Sunscreen is one of the most widely used skincare products around the world. It is also recommended by dermatologists due to its protective properties against the UVA, UVB, and UVC rays of the sun which can cause melasma, dark spots, and hyperpigmentation, wrinkles, premature aging by increasing cellular aging as well as skin cancer.
Due to its multiple benefits, it is often deemed as the most fundamental part of a skincare routine. However, there has been much controversy around specific ingredients used in many of the sunscreen formulations, leading to a number of studies suggesting some sunscreens may themselves contribute to forms of cancer.
For instance, a new study published in the journal Oncotarget suggests that a chemical is known as benzophenone-3 (BP-3), which is common not only in sunscreens but many other skincare productions may have an association with tumors on the mammary glands.
Prior to this research, several reports have already highlighted the negative effects of benzophenone-3. It is also widely known to be an endocrine-disrupting chemical (EDC) and linked to a number of health conditions such as PCOS, diabetes, obesity, and endometriosis.

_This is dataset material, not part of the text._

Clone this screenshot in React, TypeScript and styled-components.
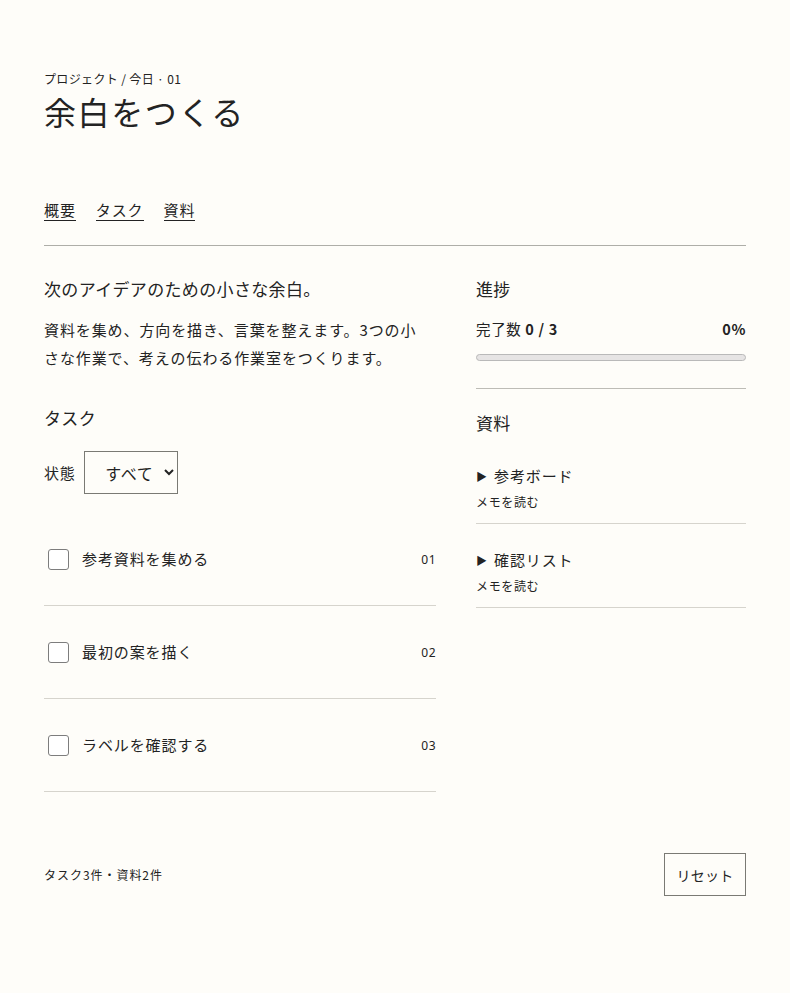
import React, { useState } from "react";
import styled, { createGlobalStyle } from "styled-components";

const INK = "#232323";
const PAPER = "#fefdf9";

const GlobalStyle = createGlobalStyle`
  html, body {
    margin: 0;
    padding: 0;
    background: ${PAPER};
  }
  body {
    color: ${INK};
    font-family: "Noto Sans CJK JP", "Noto Sans", sans-serif;
    letter-spacing: 0.04em;
  }
  * {
    box-sizing: border-box;
  }
`;

const Page = styled.div`
  width: 790px;
  min-height: 993px;
  padding: 70px 44px 40px;
`;

const Crumb = styled.div`
  font-size: 12px;
  line-height: 18px;
  letter-spacing: 0.03em;
`;

const Title = styled.h1`
  margin: 3px 0 0;
  font-size: 32px;
  line-height: 40px;
  font-weight: 400;
  letter-spacing: 0.05em;
`;

const Tabs = styled.nav`
  display: flex;
  gap: 20px;
  margin-top: 68px;
  padding-bottom: 24px;
  border-bottom: 1px solid #aeaea8;
`;

const Tab = styled.a`
  font-size: 15px;
  line-height: 21px;
  letter-spacing: 0.06em;
  color: ${INK};
  text-decoration: none;
  border-bottom: 1.5px solid ${INK};
`;

const Main = styled.main`
  display: grid;
  grid-template-columns: 392px 270px;
  column-gap: 40px;
  padding-top: 31px;
`;

const Column = styled.section`
  display: flex;
  flex-direction: column;
`;

const Lead = styled.h2`
  margin: 0;
  font-size: 17px;
  line-height: 24px;
  font-weight: 400;
  letter-spacing: 0.02em;
`;

const Body = styled.p`
  margin: 15px 0 0;
  max-width: 380px;
  font-size: 15px;
  line-height: 28px;
  letter-spacing: 0.06em;
`;

const SubHeading = styled.h3`
  margin: 33px 0 0;
  font-size: 17px;
  line-height: 26px;
  font-weight: 400;
  letter-spacing: 0.02em;
`;

const FilterRow = styled.label`
  display: flex;
  align-items: center;
  gap: 9px;
  margin-top: 20px;
  font-size: 15px;
`;

const Select = styled.select`
  width: 94px;
  height: 43px;
  padding: 0 6px 0 16px;
  border: 1px solid #7a7a74;
  border-radius: 0;
  background: ${PAPER};
  color: ${INK};
  font-family: inherit;
  font-size: 16px;
  letter-spacing: 0.04em;
`;

const TaskList = styled.ul`
  list-style: none;
  margin: 19px 0 0;
  padding: 0;
`;

const TaskRow = styled.li`
  display: flex;
  align-items: center;
  gap: 13px;
  padding: 35px 0 35px 4px;
  border-bottom: 1px solid #d6d4cd;
`;

const Check = styled.input`
  appearance: none;
  width: 21px;
  height: 21px;
  margin: 0;
  border: 1.5px solid #7d7d7d;
  border-radius: 3px;
  background: #fff;
  cursor: pointer;

  &:checked {
    background: ${INK};
    border-color: ${INK};
  }
`;

const TaskLabel = styled.span<{ $done: boolean }>`
  flex: 1;
  font-size: 15px;
  line-height: 22px;
  letter-spacing: 0.06em;
  text-decoration: ${(p) => (p.$done ? "line-through" : "none")};
`;

const TaskNo = styled.span`
  font-size: 12px;
  font-family: "Noto Sans", sans-serif;
  letter-spacing: 0.04em;
`;

const Panel = styled.div<{ $ruled?: boolean }>`
  padding-bottom: ${(p) => (p.$ruled ? "27px" : "0")};
  border-bottom: ${(p) => (p.$ruled ? "1px solid #bdbcb6" : "none")};
`;

const StatRow = styled.div`
  display: flex;
  justify-content: space-between;
  margin-top: 17px;
  font-size: 14.5px;
  line-height: 22px;
`;

const Strong = styled.b`
  font-weight: 700;
`;

const Track = styled.div`
  height: 7px;
  margin-top: 14px;
  border: 1px solid #b9b9b9;
  border-radius: 4px;
  background: #e6e4e4;
  overflow: hidden;
`;

const Fill = styled.div`
  height: 100%;
  background: ${INK};
`;

const DocHeading = styled.h2`
  margin: 22px 0 5px;
  font-size: 17px;
  line-height: 24px;
  font-weight: 400;
  letter-spacing: 0.02em;
`;

const DocItem = styled.div`
  padding: 25px 0 12px;
  border-bottom: 1px solid #d6d4cd;
`;

const DocSummary = styled.summary`
  list-style: none;
  cursor: pointer;
  font-size: 15px;
  line-height: 22px;
  letter-spacing: 0.06em;

  &::-webkit-details-marker {
    display: none;
  }

  &::before {
    content: "▶";
    display: inline-block;
    width: 18px;
    font-size: 11px;
    vertical-align: 1px;
  }
`;

const Memo = styled.a`
  display: block;
  margin-top: 6px;
  font-size: 12px;
  line-height: 18px;
  color: ${INK};
  text-decoration: none;
`;

const Footer = styled.footer`
  display: flex;
  justify-content: space-between;
  align-items: center;
  margin-top: 61px;
`;

const Count = styled.span`
  font-size: 12px;
  letter-spacing: 0.08em;
`;

const ResetButton = styled.button`
  width: 82px;
  height: 43px;
  border: 1px solid #7a7a74;
  border-radius: 0;
  background: ${PAPER};
  color: ${INK};
  font-family: inherit;
  font-size: 14px;
  letter-spacing: 0.02em;
  cursor: pointer;
`;

const TASKS = [
  { id: "01", label: "参考資料を集める" },
  { id: "02", label: "最初の案を描く" },
  { id: "03", label: "ラベルを確認する" },
];

const DOCS = ["参考ボード", "確認リスト"];

export default function App() {
  const [done, setDone] = useState<Record<string, boolean>>({});
  const [filter, setFilter] = useState("all");

  const doneCount = TASKS.filter((t) => done[t.id]).length;
  const pct = Math.round((doneCount / TASKS.length) * 100);
  const visible = TASKS.filter((t) =>
    filter === "all" ? true : filter === "done" ? done[t.id] : !done[t.id]
  );

  return (
    <>
      <GlobalStyle />
      <Page>
        <header>
          <Crumb>プロジェクト / 今日 · 01</Crumb>
          <Title>余白をつくる</Title>
        </header>

        <Tabs>
          <Tab href="#overview">概要</Tab>
          <Tab href="#tasks">タスク</Tab>
          <Tab href="#docs">資料</Tab>
        </Tabs>

        <Main>
          <Column>
            <Lead>次のアイデアのための小さな余白。</Lead>
            <Body>
              資料を集め、方向を描き、言葉を整えます。3つの小さな作業で、考えの伝わる作業室をつくります。
            </Body>

            <SubHeading id="tasks">タスク</SubHeading>
            <FilterRow>
              状態
              <Select value={filter} onChange={(e) => setFilter(e.target.value)}>
                <option value="all">すべて</option>
                <option value="open">未完了</option>
                <option value="done">完了</option>
              </Select>
            </FilterRow>

            <TaskList>
              {visible.map((t) => (
                <TaskRow key={t.id}>
                  <Check
                    type="checkbox"
                    checked={!!done[t.id]}
                    onChange={() => setDone({ ...done, [t.id]: !done[t.id] })}
                  />
                  <TaskLabel $done={!!done[t.id]}>{t.label}</TaskLabel>
                  <TaskNo>{t.id}</TaskNo>
                </TaskRow>
              ))}
            </TaskList>
          </Column>

          <Column>
            <Panel $ruled>
              <Lead>進捗</Lead>
              <StatRow>
                <span>
                  完了数{" "}
                  <Strong>
                    {doneCount} / {TASKS.length}
                  </Strong>
                </span>
                <Strong>{pct}%</Strong>
              </StatRow>
              <Track>
                <Fill style={{ width: `${pct}%` }} />
              </Track>
            </Panel>

            <Panel id="docs">
              <DocHeading>資料</DocHeading>
              {DOCS.map((d) => (
                <DocItem key={d}>
                  <details>
                    <DocSummary>{d}</DocSummary>
                  </details>
                  <Memo href="#docs">メモを読む</Memo>
                </DocItem>
              ))}
            </Panel>
          </Column>
        </Main>

        <Footer>
          <Count>
            タスク{TASKS.length}件・資料{DOCS.length}件
          </Count>
          <ResetButton onClick={() => setDone({})}>リセット</ResetButton>
        </Footer>
      </Page>
    </>
  );
}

Although the data on EDCs is limited, the Endocrine Society suggests testing the chemicals before adding them to products and releasing them into the environment. However, a report that looked at BP-3 from 2003 to 2013 in the US found it in ninety-six percent of the local population.
While BP-3 in controlled quantities is not harmful, high exposure from too much usage and re-application of sunscreen may potentially be toxic. Not only can it eventually affect the skin but other systems in the body.
The researchers in the new study had previously investigated a link between mammary gland tumors, a diet high in saturated fats, and estrogen in animals. Since BP-3 also affects estrogen in the body, they were interested in seeing how it impacts the tumors when combined with a high-fat diet.
To do so, they looked at mice who were divided into three groups. The first group had a low-fat diet, the second received a high-fat diet, and the third had a high-fat diet before puberty and a low-fat diet afterward.
The three groups were also further divided into two sub-groups. One out of the two sub-groups also had high levels of BP-3 in their diets. All mice in these sub-groups had developed tumors similar to spindle cell and mammary gland tumors in humans at the end of this study.
While the findings are important in understanding the development of mammary gland tumors, they are also very complex. For instance, the researchers also found that BP-3 also provided protection from tumors in some cases but also made spindle cell tumors more aggressive at the same time.
Therefore, further investigation is needed to know more about the complex relationship between BP-3 exposure, estrogen, a high-fat diet, and the risk of developing tumors.
Till then, people are generally recommended to try and opt for sunscreens without BP-3 and go for mineral sunscreens instead of chemicals ones. Consulting a dermatologist or an esthetician can be significantly helpful when choosing the right skincare products.